DIRECTIVE:
Determine how many lines in these records hold "styled". Only the number is wanted.

INPUT:
----------
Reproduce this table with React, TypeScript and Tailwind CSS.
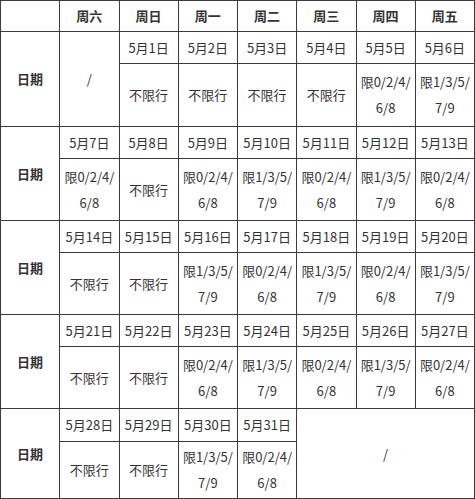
import React from "react";

type R = "n" | "a" | "b";

const cellBase =
  "border border-[#3a3a3a] text-center align-middle p-0 text-[13px] text-[#333]";

function Restr({ r }: { r: R }) {
  if (r === "n") return <span>不限行</span>;
  if (r === "a")
    return (
      <span className="block leading-[26px]">
        限0/2/4/
        <br />
        6/8
      </span>
    );
  return (
    <span className="block leading-[26px]">
      限1/3/5/
      <br />
      7/9
    </span>
  );
}

const blocks: { dates: string[]; restr: R[] }[] = [
  {
    dates: ["5月7日", "5月8日", "5月9日", "5月10日", "5月11日", "5月12日", "5月13日"],
    restr: ["a", "n", "a", "b", "a", "b", "a"],
  },
  {
    dates: ["5月14日", "5月15日", "5月16日", "5月17日", "5月18日", "5月19日", "5月20日"],
    restr: ["n", "n", "b", "a", "b", "a", "b"],
  },
  {
    dates: ["5月21日", "5月22日", "5月23日", "5月24日", "5月25日", "5月26日", "5月27日"],
    restr: ["n", "n", "a", "b", "a", "b", "a"],
  },
];

export default function App() {
  const heads = ["周六", "周日", "周一", "周二", "周三", "周四", "周五"];
  return (
    <div className="w-[475px] h-[499px] bg-white font-['Noto_Sans_CJK_SC',sans-serif] overflow-hidden">
      <table className="border-collapse table-fixed w-[474px]">
        <colgroup>
          {Array.from({ length: 8 }).map((_, i) => (
            <col key={i} className="w-[59.25px]" />
          ))}
        </colgroup>
        <tbody>
          <tr className="h-[31px]">
            <td className={cellBase}></td>
            {heads.map((h) => (
              <td key={h} className={cellBase + " font-bold text-[#222]"}>
                {h}
              </td>
            ))}
          </tr>
          {/* block 1 */}
          <tr className="h-[32px]">
            <td rowSpan={2} className={cellBase + " font-bold text-[#222]"}>
              日期
            </td>
            <td rowSpan={2} className={cellBase}>
              /
            </td>
            {["5月1日", "5月2日", "5月3日", "5月4日", "5月5日", "5月6日"].map((d) => (
              <td key={d} className={cellBase}>
                {d}
              </td>
            ))}
          </tr>
          <tr className="h-[63px]">
            {(["n", "n", "n", "n", "a", "b"] as R[]).map((r, i) => (
              <td key={i} className={cellBase}>
                <Restr r={r} />
              </td>
            ))}
          </tr>
          {blocks.map((b, bi) => (
            <React.Fragment key={bi}>
              <tr className="h-[32px]">
                <td rowSpan={2} className={cellBase + " font-bold text-[#222]"}>
                  日期
                </td>
                {b.dates.map((d) => (
                  <td key={d} className={cellBase}>
                    {d}
                  </td>
                ))}
              </tr>
              <tr className="h-[62px]">
                {b.restr.map((r, i) => (
                  <td key={i} className={cellBase}>
                    <Restr r={r} />
                  </td>
                ))}
              </tr>
            </React.Fragment>
          ))}
          {/* block 5 */}
          <tr className="h-[33px]">
            <td rowSpan={2} className={cellBase + " font-bold text-[#222]"}>
              日期
            </td>
            {["5月28日", "5月29日", "5月30日", "5月31日"].map((d) => (
              <td key={d} className={cellBase}>
                {d}
              </td>
            ))}
            <td rowSpan={2} colSpan={3} className={cellBase}>
              /
            </td>
          </tr>
          <tr className="h-[57px]">
            {(["n", "n", "b", "a"] as R[]).map((r, i) => (
              <td key={i} className={cellBase}>
                <Restr r={r} />
              </td>
            ))}
          </tr>
        </tbody>
      </table>
    </div>
  );
}
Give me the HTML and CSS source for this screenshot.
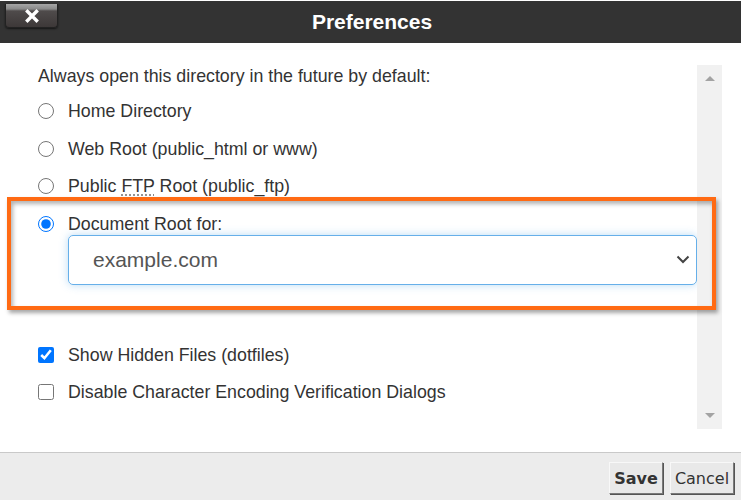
FILE: index.html
```html
<!DOCTYPE html>
<html>
<head>
<meta charset="utf-8">
<link rel="stylesheet" href="styles.css">
</head>
<body>
<div class="dialog">
  <div class="header">
    <div class="close-cell">
      <button class="close-btn" aria-label="Close">
        <svg width="14" height="14" viewBox="0 0 14 14"><path d="M2.5 2.5 L11.5 11.5 M11.5 2.5 L2.5 11.5" stroke="#fff" stroke-width="3.4" stroke-linecap="square"/></svg>
      </button>
    </div>
    <div class="title">Preferences</div>
    <div></div>
  </div>
  <div class="body">
    <div class="scroll">
      <div class="content">
        <div class="intro">Always open this directory in the future by default:</div>
        <label class="row r1"><input type="radio" name="dir" class="ctl"><span>Home Directory</span></label>
        <label class="row r2"><input type="radio" name="dir" class="ctl"><span>Web Root (public_html or www)</span></label>
        <label class="row r3"><input type="radio" name="dir" class="ctl"><span>Public <abbr title="File Transfer Protocol">FTP</abbr> Root (public_ftp)</span></label>
        <label class="row r4"><input type="radio" name="dir" class="ctl" checked><span>Document Root for:</span></label>
        <div class="select">
          <span class="select-text">example.com</span>
          <svg class="chevron" width="14" height="9" viewBox="0 0 14 9"><path d="M1.5 1.5 L7 7 L12.5 1.5" fill="none" stroke="#444" stroke-width="2"/></svg>
        </div>
        <label class="row r5"><input type="checkbox" class="ctl" checked><span>Show Hidden Files (dotfiles)</span></label>
        <label class="row r6"><input type="checkbox" class="ctl"><span>Disable Character Encoding Verification Dialogs</span></label>
      </div>
      <div class="scrollbar">
        <span class="arrow up"></span>
        <span class="arrow down"></span>
      </div>
    </div>
  </div>
  <div class="footer">
    <button class="btn save">Save</button>
    <button class="btn">Cancel</button>
  </div>
  <div class="highlight"></div>
</div>
</body>
</html>
```
FILE: styles.css
```css
* { box-sizing: border-box; }
html, body { margin: 0; padding: 0; background: #fff; }
body { font-family: "Liberation Sans", Arial, sans-serif; color: #333; }
.dialog { position: relative; width: 741px; height: 500px; padding-top: 1px; overflow: hidden; }

.header {
  height: 42px;
  background: #333;
  display: grid;
  grid-template-columns: 1fr auto 1fr;
  align-items: center;
}
.close-cell { align-self: start; }
.close-btn {
  margin: 3px 0 0 5px;
  width: 53px;
  height: 24px;
  border: 1px solid #222;
  border-top: none;
  border-radius: 0 0 4px 4px;
  background: linear-gradient(#a6a6a6 0, #8a8a8a 5px, #4f4b4b 7px, #3d3838 100%);
  display: flex;
  align-items: center;
  justify-content: center;
  padding: 0;
  box-shadow: 0 1px 2px rgba(0,0,0,.6);
}
.title {
  color: #fff;
  font-weight: bold;
  font-size: 21px;
  padding-left: 3px;
}

.body { height: 409px; padding: 22px 19px 23px 20px; }
.scroll { display: grid; grid-template-columns: 1fr 25px; height: 100%; }
.content { padding-left: 18px; font-size: 17.8px; }
.intro { line-height: 20px; height: 20px; margin-top: 1px; }
.row {
  display: flex;
  align-items: center;
  height: 20px;
  line-height: 20px;
}
.r1 { margin-top: 15px; }
.r2, .r3, .r4 { margin-top: 17.5px; }
.r5 { margin-top: 60px; }
.r6 { margin-top: 17px; }
.ctl {
  width: 16px;
  height: 16px;
  margin: 0 14px 0 0;
  accent-color: #0075ff;
  flex: none;
}
abbr { text-decoration: underline dotted #888; text-underline-offset: 3px; }

.select {
  margin: 1px 0 0 30px;
  height: 50px;
  border: 1px solid #66afe9;
  border-radius: 5px;
  box-shadow: 0 0 8px rgba(102,175,233,.45);
  display: flex;
  align-items: center;
  justify-content: space-between;
  padding: 0 6px 0 24px;
}
.select-text { font-size: 21px; color: #555; }

.scrollbar {
  background: #f1f1f1;
  display: flex;
  flex-direction: column;
  justify-content: space-between;
  align-items: center;
  padding: 11px 0 11px;
}
.arrow { width: 0; height: 0; border-left: 5px solid transparent; border-right: 5px solid transparent; }
.arrow.up { border-bottom: 5px solid #a3a3a3; }
.arrow.down { border-top: 5px solid #a3a3a3; }

.footer {
  height: 49px;
  border-top: 1px solid #c9c9c9;
  background: #ececec;
  display: flex;
  justify-content: flex-end;
  align-items: flex-start;
  gap: 7px;
  padding: 9px 7px 0 0;
}
.btn {
  height: 32px;
  font-family: "DejaVu Sans", Verdana, sans-serif;
  font-size: 16px;
  color: #333;
  background: #e9e9e9;
  border: 1px solid;
  border-color: #f8f8f8 #7a7a7a #7a7a7a #f8f8f8;
  box-shadow: 1px 1px 0 #555;
  padding: 0 3px;
}
.btn.save { font-weight: bold; width: 54px; }
.btn:not(.save) { width: 64px; }

.highlight {
  position: absolute;
  left: 7px;
  top: 197px;
  width: 709px;
  height: 113px;
  border: 4px solid #ff6a13;
  box-shadow: 2px 3px 4px rgba(0,0,0,.35), inset 2px 3px 4px rgba(0,0,0,.3);
  pointer-events: none;
}
```
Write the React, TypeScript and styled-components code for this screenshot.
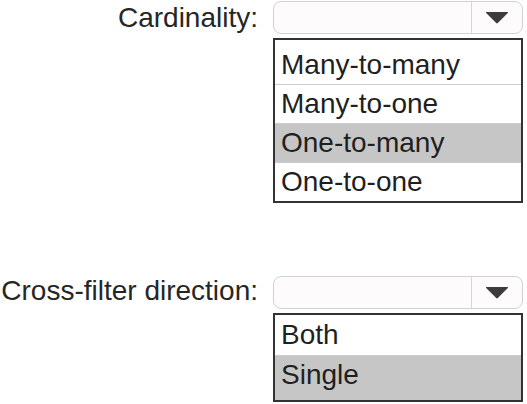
import React from "react";
import styled, { createGlobalStyle } from "styled-components";

const GlobalStyle = createGlobalStyle`
  html, body {
    margin: 0;
    padding: 0;
    background: #ffffff;
  }
  body {
    font-family: "Liberation Sans", Arial, sans-serif;
    color: #1f1f1f;
  }
`;

const Page = styled.div`
  width: 527px;
  height: 404px;
  padding-top: 1px;
  box-sizing: border-box;
  display: flex;
  flex-direction: column;
  gap: 73px;
  overflow: hidden;
`;

const Field = styled.div`
  display: grid;
  grid-template-columns: 258px 250px;
  column-gap: 15px;
  row-gap: 4px;
`;

const Label = styled.div`
  font-size: 28px;
  line-height: 33px;
  text-align: right;
  white-space: nowrap;
  color: #262626;
  align-self: center;
  margin-top: ${(p: { $shift: number }) => p.$shift}px;
`;

const SelectBox = styled.div`
  height: 33px;
  box-sizing: border-box;
  border: 1.5px solid #d2d2d2;
  border-radius: 8px;
  background: #fdfbfb;
  display: flex;
  justify-content: flex-end;
`;

const ArrowButton = styled.div`
  width: 50px;
  border-left: 1.5px solid #d6d6d6;
  display: flex;
  align-items: center;
  justify-content: center;
`;

const List = styled.div`
  grid-column: 2;
  border: 2px solid #333333;
  background: #ffffff;
  display: flex;
  flex-direction: column;
`;

const Option = styled.div<{
  $active?: boolean;
  $lh: number;
  $padTop?: number;
  $padBottom?: number;
  $first?: boolean;
}>`
  font-size: 28px;
  line-height: ${(p) => p.$lh}px;
  padding: ${(p) => p.$padTop ?? 0}px 0 ${(p) => p.$padBottom ?? 0}px 6px;
  border-top: ${(p) => (p.$first ? "none" : "1px solid #cdcdcd")};
  background: ${(p) => (p.$active ? "#c6c6c6" : "#ffffff")};
  color: #1f1f1f;
  white-space: nowrap;
`;

const Arrow = () => (
  <svg width="24" height="13" viewBox="0 0 24 13">
    <path d="M1.5 1 L22.5 1 Q23.5 1 22.8 2 L12.8 12 Q12 12.8 11.2 12 L1.2 2 Q0.5 1 1.5 1 Z" fill="#3c3c3c" />
  </svg>
);

type Opt = { text: string; active?: boolean; lh: number; padTop?: number; padBottom?: number };

const Dropdown: React.FC<{ label: string; shift: number; options: Opt[] }> = ({ label, shift, options }) => (
  <Field>
    <Label $shift={shift}>{label}</Label>
    <SelectBox>
      <ArrowButton>
        <Arrow />
      </ArrowButton>
    </SelectBox>
    <List>
      {options.map((o, i) => (
        <Option
          key={o.text}
          $first={i === 0}
          $active={o.active}
          $lh={o.lh}
          $padTop={o.padTop}
          $padBottom={o.padBottom}
        >
          {o.text}
        </Option>
      ))}
    </List>
  </Field>
);

export default function App() {
  return (
    <>
      <GlobalStyle />
      <Page>
        <Dropdown
          label="Cardinality:"
          shift={0}
          options={[
            { text: "Many-to-many", lh: 38, padTop: 6 },
            { text: "Many-to-one", lh: 38 },
            { text: "One-to-many", lh: 38, active: true },
            { text: "One-to-one", lh: 38 },
          ]}
        />
        <Dropdown
          label="Cross-filter direction:"
          shift={-4}
          options={[
            { text: "Both", lh: 40 },
            { text: "Single", lh: 38, active: true, padBottom: 6 },
          ]}
        />
      </Page>
    </>
  );
}
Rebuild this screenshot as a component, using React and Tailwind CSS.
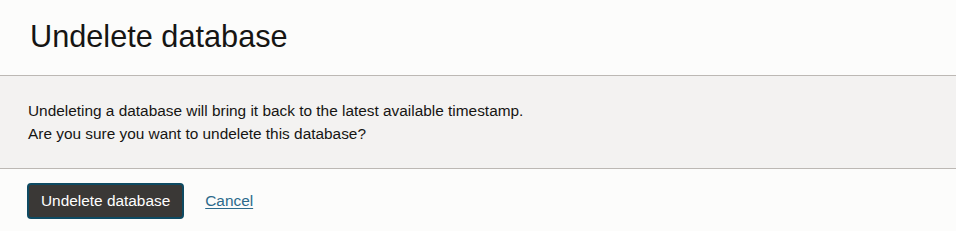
----------
EXERCISE OUTPUT:
9